Many young people are motivated but directionless, Sheridan said. They’re angry but lack an outlet for that anger; they flocked to Bernie Sanders but disengaged from the election after he failed to win the Democratic nomination. Sheridan said the election’s outcome could be a wake-up call.
“I’m hoping the revolution starts the day after. That’s what Bernie said,” Sheridan said. “What I’m hoping is that the biggest thing that comes out of this is a change in the idea that it’s not cool to be in politics.”
It wasn’t concern for her social capital that kept Lindsay Fletcher, 30, away from politics. It was the sleepless nights staying up with her two children. After four years in the Air Force, Fletcher now cares full-time for her children — a 6-year-old daughter and 2-year-old son — at Sheppard Air Force Base in north Texas, where her husband is stationed.
She feels called to politics, which she sees as an extension of her responsibilities as a parent. After the election, she started a list on her phone of military spouses who have run for office.
“I want to show my little girl that you stand up for what you believe in,” she said. “I’ve never been involved in politics. My focus has been on my home. But my kids are getting older, and I’m getting antsy. I’m ready to get out and do something.”

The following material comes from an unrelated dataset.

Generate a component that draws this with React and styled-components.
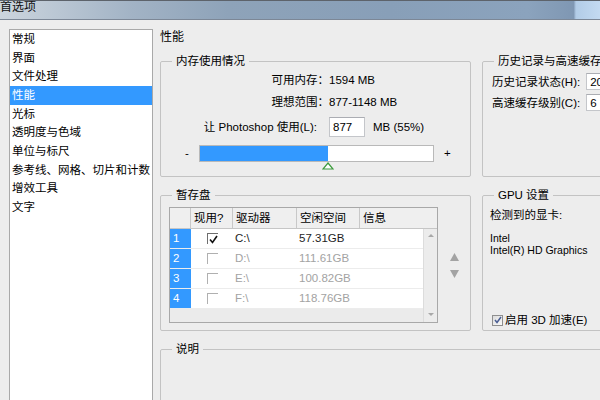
import React from 'react';
import styled, { createGlobalStyle } from 'styled-components';

// --- Global ---

const GlobalStyle = createGlobalStyle`
  html, body {
    margin: 0;
    padding: 0;
  }
  body {
    background: #ededed;
    font-family: "Liberation Sans", "Noto Sans CJK SC", sans-serif;
    font-size: 11.5px;
    line-height: 14px;
    color: #000;
    overflow: hidden;
  }
`;

// --- Window frame ---

const Window = styled.div`
  width: 600px;
  height: 400px;
  overflow: hidden;
  display: flex;
  flex-direction: column;
  background: #ededed;
`;

const TitleBar = styled.div`
  height: 18px;
  flex-shrink: 0;
  border-top: 1px solid #5d636b;
  border-bottom: 1px solid #7c8796;
  background: linear-gradient(
    90deg,
    #ccd5de 0%,
    #b9c6d3 10%,
    #a2b3c5 22%,
    #8ea3b9 38%,
    #889fb8 65%,
    #8ba3bd 88%,
    #7f97b3 95.6%,
    #b2cce7 96%,
    #c3daf1 100%
  );
  overflow: hidden;
`;

const TitleText = styled.div`
  margin-top: -1px;
  font-size: 12px;
  line-height: 14px;
  color: #111;
`;

const Body = styled.div`
  flex: 1;
  display: flex;
  min-height: 0;
`;

// --- Category list ---

const Sidebar = styled.ul`
  margin: 9px 0 0 9px;
  padding: 0;
  list-style: none;
  width: 142px;
  flex-shrink: 0;
  background: #fff;
  border: 1px solid #a9a9a9;
  border-bottom: none;
`;

const SideItem = styled.li`
  height: 18.67px;
  line-height: 18.67px;
  padding-left: 2px;
  white-space: nowrap;
  background: ${p => (p.$selected ? '#3399ff' : 'transparent')};
  color: ${p => (p.$selected ? '#fff' : '#000')};
`;

// --- Main panel ---

const Main = styled.main`
  margin-left: 7px;
  padding-top: 10px;
  flex-shrink: 0;
`;

const PageTitle = styled.div`
  font-size: 12px;
  line-height: 14px;
  margin-bottom: 10px;
`;

const Panels = styled.div`
  display: grid;
  grid-template-columns: 311px 240px;
  grid-template-rows: 123px 143px 120px;
  gap: 11px;
`;

const Group = styled.fieldset`
  margin: 0;
  padding: 0;
  min-width: 0;
  border: 1px solid #c3c3c3;
  border-radius: 2px;
  box-sizing: border-box;
  grid-column: ${p => (p.$span ? '1 / -1' : 'auto')};
`;

const Legend = styled.legend`
  margin-left: 11px;
  padding: 0 4px;
  font-size: 11.5px;
  line-height: 14px;
`;

// --- Memory ---

const MemRow = styled.div`
  display: flex;
  align-items: center;
  height: 20px;
  margin-top: ${p => p.$gap}px;
`;

const MemLabel = styled.span`
  width: 168px;
  box-sizing: border-box;
  padding-right: ${p => p.$pad || 0}px;
  text-align: right;
  white-space: nowrap;
`;

const MemValue = styled.span`
  white-space: nowrap;
`;

const NumInput = styled.input`
  width: ${p => p.$w || 36}px;
  height: ${p => p.$h || 20}px;
  box-sizing: border-box;
  margin: 0;
  padding: 0 3px;
  border: 1px solid #c4c6ca;
  border-top-color: #abadb3;
  background: #fff;
  font: inherit;
  color: #000;
  outline: none;
`;

const Unit = styled.span`
  margin-left: 8px;
  white-space: nowrap;
`;

const SliderRow = styled.div`
  display: flex;
  align-items: center;
  height: 17px;
  margin-top: 8px;
  padding-left: 24px;
`;

const Sign = styled.span`
  width: 14px;
  line-height: 17px;
  margin-left: ${p => p.$after || 0}px;
`;

const Track = styled.div`
  position: relative;
  width: 235px;
  height: 17px;
  box-sizing: border-box;
  border: 1px solid #b9b9b9;
  background: #fff;
`;

const Fill = styled.div`
  height: 100%;
  background: #3399ff;
`;

const Thumb = styled.svg`
  position: absolute;
  top: 100%;
  margin-top: 1px;
  margin-left: -6px;
`;

// --- History ---

const HistList = styled.div`
  display: flex;
  flex-direction: column;
  gap: 4px;
  padding: 5px 0 0 9px;
`;

const HistRow = styled.div`
  display: flex;
  align-items: center;
  gap: 6px;
  height: 17px;
  white-space: nowrap;
`;

// --- Scratch disks ---

const ScratchBody = styled.div`
  display: flex;
  padding: 5px 0 0 8px;
`;

const Table = styled.div`
  width: 271px;
  height: 116px;
  box-sizing: border-box;
  border: 1px solid #a8a8a8;
  background: #ebebeb;
  display: flex;
  flex-direction: column;
`;

const cols = '21px 42px 64px 63px 1fr';

const HeadRow = styled.div`
  display: grid;
  grid-template-columns: ${cols};
  height: 20px;
  flex-shrink: 0;
  border-bottom: 1px solid #c6c6c6;
  background: #efefef;
`;

const HeadCell = styled.div`
  border-right: 1px solid #c8c8c8;
  padding-left: 3px;
  line-height: 20px;
  white-space: nowrap;
  &:last-child {
    border-right: none;
  }
`;

const TableBody = styled.div`
  flex: 1;
  display: flex;
  min-height: 0;
`;

const RowsArea = styled.div`
  flex: 1;
  display: flex;
  flex-direction: column;
`;

const Row = styled.div`
  display: grid;
  grid-template-columns: ${cols};
  height: 20px;
  box-sizing: border-box;
  border-bottom: 1px solid #ececec;
  background: #fff;
  color: ${p => (p.$dim ? '#a3a3a3' : '#1e1e1e')};
`;

const IndexCell = styled.div`
  background: #3399ff;
  color: #fff;
  padding-left: 3px;
  line-height: 19px;
`;

const CheckCell = styled.div`
  display: flex;
  align-items: center;
  justify-content: center;
`;

const GridCheck = styled.span`
  position: relative;
  width: 10px;
  height: 10px;
  border-top: 1px solid ${p => (p.$on ? '#6e6e6e' : '#b0b0b0')};
  border-left: 1px solid ${p => (p.$on ? '#6e6e6e' : '#b0b0b0')};
  svg {
    position: absolute;
    left: 1px;
    top: 1px;
  }
`;

const Cell = styled.div`
  padding-left: 2px;
  line-height: 19px;
  white-space: nowrap;
`;

const ScrollBar = styled.div`
  width: 13px;
  flex-shrink: 0;
  border-left: 1px solid #dcdcdc;
  background: #ececec;
  display: flex;
  flex-direction: column;
  justify-content: space-between;
  align-items: center;
  padding: 5px 0 6px;
`;

const ArrowCol = styled.div`
  width: 32px;
  display: flex;
  flex-direction: column;
  align-items: center;
  gap: 9px;
  padding-top: 46px;
`;

// --- GPU ---

const GpuBody = styled.div`
  padding: 6px 0 0 7px;
`;

const GpuInfo = styled.div`
  margin-top: 10px;
  font-size: 10.5px;
  line-height: 12px;
  white-space: nowrap;
`;

const CheckRow = styled.label`
  display: flex;
  align-items: center;
  gap: 2px;
  height: 14px;
  margin-top: 57px;
  padding-left: 2px;
  white-space: nowrap;
`;

const WinCheck = styled.span`
  width: 11px;
  height: 11px;
  box-sizing: border-box;
  border: 1px solid #8f8f8f;
  background: linear-gradient(135deg, #dcdcdc, #fafafa);
  display: flex;
  align-items: center;
  justify-content: center;
`;

// --- Data ---

const categories = [
  '常规',
  '界面',
  '文件处理',
  '性能',
  '光标',
  '透明度与色域',
  '单位与标尺',
  '参考线、网格、切片和计数',
  '增效工具',
  '文字',
];

const disks = [
  { id: 1, on: true, drive: 'C:\\', free: '57.31GB' },
  { id: 2, on: false, drive: 'D:\\', free: '111.61GB' },
  { id: 3, on: false, drive: 'E:\\', free: '100.82GB' },
  { id: 4, on: false, drive: 'F:\\', free: '118.76GB' },
];

const memPct = 55;

const Tri = ({ down, w = 9, h = 8, color = '#a3a3a3' }) => (
  <svg width={w} height={h} viewBox={`0 0 ${w} ${h}`}>
    <polygon
      points={down ? `0,0 ${w},0 ${w / 2},${h}` : `${w / 2},0 ${w},${h} 0,${h}`}
      fill={color}
    />
  </svg>
);

// --- Component ---

const App = () => (
  <Window>
    <GlobalStyle />
    <TitleBar>
      <TitleText>首选项</TitleText>
    </TitleBar>
    <Body>
      <Sidebar>
        {categories.map(c => (
          <SideItem key={c} $selected={c === '性能'}>
            {c}
          </SideItem>
        ))}
      </Sidebar>

      <Main>
        <PageTitle>性能</PageTitle>
        <Panels>
          <Group>
            <Legend>内存使用情况</Legend>
            <MemRow $gap={2}>
              <MemLabel>可用内存：</MemLabel>
              <MemValue>1594 MB</MemValue>
            </MemRow>
            <MemRow $gap={2}>
              <MemLabel>理想范围：</MemLabel>
              <MemValue>877-1148 MB</MemValue>
            </MemRow>
            <MemRow $gap={5}>
              <MemLabel $pad={12}>让 Photoshop 使用(L):</MemLabel>
              <NumInput value="877" readOnly />
              <Unit>MB ({memPct}%)</Unit>
            </MemRow>
            <SliderRow>
              <Sign>-</Sign>
              <Track>
                <Fill style={{ width: `${memPct}%` }} />
                <Thumb width="12" height="8" viewBox="0 0 12 8" style={{ left: `${memPct}%` }}>
                  <polygon points="6,1 11,7 1,7" fill="#fff" stroke="#3c9a3c" strokeWidth="1.2" />
                </Thumb>
              </Track>
              <Sign $after={10}>+</Sign>
            </SliderRow>
          </Group>

          <Group>
            <Legend>历史记录与高速缓存</Legend>
            <HistList>
              <HistRow>
                历史记录状态(H):
                <NumInput $w={40} $h={17} value="20" readOnly />
              </HistRow>
              <HistRow>
                高速缓存级别(C):
                <NumInput $w={40} $h={17} value="6" readOnly />
              </HistRow>
            </HistList>
          </Group>

          <Group>
            <Legend>暂存盘</Legend>
            <ScratchBody>
              <Table>
                <HeadRow>
                  <HeadCell />
                  <HeadCell>现用?</HeadCell>
                  <HeadCell>驱动器</HeadCell>
                  <HeadCell>空闲空间</HeadCell>
                  <HeadCell>信息</HeadCell>
                </HeadRow>
                <TableBody>
                  <RowsArea>
                    {disks.map(d => (
                      <Row key={d.id} $dim={!d.on}>
                        <IndexCell>{d.id}</IndexCell>
                        <CheckCell>
                          <GridCheck $on={d.on}>
                            {d.on && (
                              <svg width="9" height="9" viewBox="0 0 9 9">
                                <path d="M1 4.5 L3.5 7.5 L8 1" fill="none" stroke="#111" strokeWidth="1.6" />
                              </svg>
                            )}
                          </GridCheck>
                        </CheckCell>
                        <Cell>{d.drive}</Cell>
                        <Cell>{d.free}</Cell>
                        <Cell />
                      </Row>
                    ))}
                  </RowsArea>
                  <ScrollBar>
                    <Tri w={6} h={3} color="#a8a8a8" />
                    <Tri down w={6} h={3} color="#a8a8a8" />
                  </ScrollBar>
                </TableBody>
              </Table>
              <ArrowCol>
                <Tri />
                <Tri down />
              </ArrowCol>
            </ScratchBody>
          </Group>

          <Group>
            <Legend>GPU 设置</Legend>
            <GpuBody>
              <div>检测到的显卡:</div>
              <GpuInfo>
                Intel
                <br />
                Intel(R) HD Graphics
              </GpuInfo>
              <CheckRow>
                <WinCheck>
                  <svg width="8" height="8" viewBox="0 0 8 8">
                    <path d="M1 4 L3 6.5 L7 1" fill="none" stroke="#4a5e94" strokeWidth="1.5" />
                  </svg>
                </WinCheck>
                启用 3D 加速(E)
              </CheckRow>
            </GpuBody>
          </Group>

          <Group $span>
            <Legend>说明</Legend>
          </Group>
        </Panels>
      </Main>
    </Body>
  </Window>
);

export default App;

In a year and a half, Fletcher and her family will relocate. Once they’re settled, she plans to explore local races, perhaps starting at the city level. Fletcher said she would like to focus on women’s issues — from parental leave to health care — as well as the treatment of veterans.
Years from now, she sees herself competing for a seat in the U.S. Senate, she said, in the model of Elizabeth Warren, the liberal firebrand from Massachusetts whom she admires.
For young women with more long-standing political ambitions, the election results solidified their plans — while also laying bare the obstacles they may face.
It has been Aurea Bolaños Perea’s dream to be a congresswoman virtually since she immigrated to the United States from Mexico about a decade ago. On Wednesday she set a deadline: A graduate student at California State University at Chico, she plans to run for a local position in the San Joaquin Valley or San Diego area in the next four years, before ultimately moving to the federal level.
She sees her life story as a refutation of Trump’s rhetoric. For immigrants who fear for their safety under his presidency, she said, “there needs to be someone in power who will understand. That has to be me.”
But she now knows how difficult her path will be.
“You see men who do not internalize failure like women do,” Bolaños Perea said. “If before I thought I would need to prove myself five times over, now I see that it’s more like 10 times.”